Beats shoveling them out by hand
I always thought those looked like some sort of launcher. So what's the range on a surface-to-air chip truck?😉
Not nearly as much fun as loggin' though was it? They get stuck in a wet dew!! Did you do much chippin'?
It depends on how much thrust is applied, but it's the landing that'll get yer attention.
Good brakes.
No Eddie, the only truckin' I did was log trucking. I have worked as a mechanic on all kinds of trucks and heavy equipment. Fell timber for years, and have done just about all jobs logging has to offer, including setting chokers on a slack line yarder. Done some millwrighting in saw mills. One time we had a chipping plant set up, and I loaded chip trucks with a 966 that had a chip bucket we made from 5' X 10' T1 steel plate.
Many years ago a grainery south of us about 30 miles had one installed 1st time i had ever seen one it was a WTH moment
It was a odd thing to see a semi and trailer almost vertical to dump the grain .
lays potato chips did that with loads of potatoes. It was an amazing site to see a big truck up in the air like that.
Not doing that. Mikey can drive it .
That is bizarre. In 8 years of truck driving I never heard of such a thing.

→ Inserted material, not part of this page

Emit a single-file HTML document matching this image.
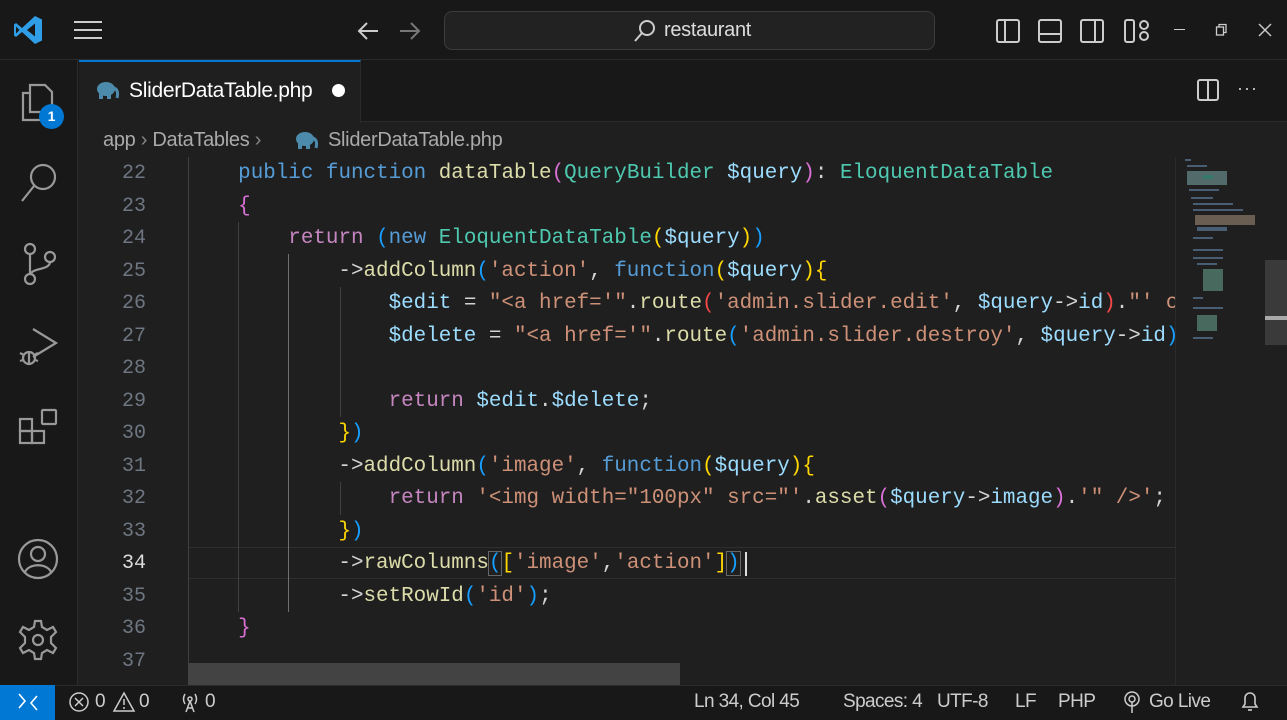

I don't like that one bit, wouldn't want to do it.
I am sure the driver are not in the trucks when they tilt them up I could be a wrong just ask my wife
But I would guess insurance and or safety rules
All big trucks are equipped with Air Brakes!
Used to do that with the rice trucks at the local rice mill.
Flatbeds hauling grain were unloaded the same way. Didn't have to be raised that high, though. Terminals took out all those types of scales and now grain is hauled with self-unloading trailers.
If a guy had sliding tandems on the trailer they had better be locked! One time I saw a pin pop and the trailer came back over the unloading pit and smacked the cement. If anyone would have been standing behind it they would have died right there and been buried in corn. Just pure luck that nobody was because usually you stood behind the trailer and cleaned out the corners when it was empty.
How come you wouldn't like it? The truck is restrained on the hoist, and the driver exits the truck and waits safely in the clear.
I've seen that in the days before hopper bottom grain trailers. Now and then, a chain or cable would break allowing the truck to fall off the hoist. THAT made a mess.